Don’t you hate that feeling of total helplessness when you know there is something wrong with your car but aren’t sure what? You get that knot in your stomach because you know you are at the mercy of the mechanic to tell you what the problem is. What’s worse is when the mechanic delivers the news because you know two things 1.) it will most likely be expensive and 2.) you will have no idea what he is talking about when he explains to you what is wrong with the vehicle.
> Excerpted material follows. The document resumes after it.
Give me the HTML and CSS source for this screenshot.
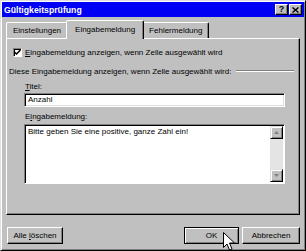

I have practiced law for over ten years and think most clients who are starting litigation go through the same feeling of trepidation as people who are waiting for a mechanic to deliver the news about car repairs.
Things that seem basic to lawyers such as discovery, depositions, and hearings are completely new and foreign concepts for a first time client. Litigation can be an intimidating process. It’s important for a lawyer to provide guidance to their client every step of the way. Here are three key steps to follow that will create a strong attorney-client relationship:

1. Keep the Client Informed.

I sometimes take over cases because a client was unsatisfied with their previous lawyer. When I ask the client why they were unsatisfied, the answer is almost universally “My lawyer didn’t tell me what was happening with my case.” As lawyers, we know the process of litigation can take months or years. Most clients don’t realize that a case can take that long. While the length of the case is sometimes out of the lawyer’s control, the lawyer can certainly keep the client updated. Sending correspondence about the case, motions or briefs, and Orders from the Court to the client will allow the client to feel more involved in the process. It’s a simple thing to do, and it goes a long way to building a strong relationship.
2. Set Expectations
At the very first meeting, a lawyer should set expectations with the client. A client needs to understand that the process can be long and grueling and therefore patience is a must. A client also needs to have a reasonable expectation as to any possible recovery. It serves no purpose for a lawyer to set unrealistic expectations in an effort to get the case. Be honest and forthright with the client about the challenges their particular case faces, and be careful not to suggest an amount the case is worth. The moment you suggest a number, the client will have that number burned into their head. We all know a case is never as good as the first time the client tells you their story. There will come a time later in the litigation when settlement amounts are an appropriate topic. Remember to set the proper expectation at the beginning by sharing the message that litigation is fraught with uncertainty and there are no guarantees.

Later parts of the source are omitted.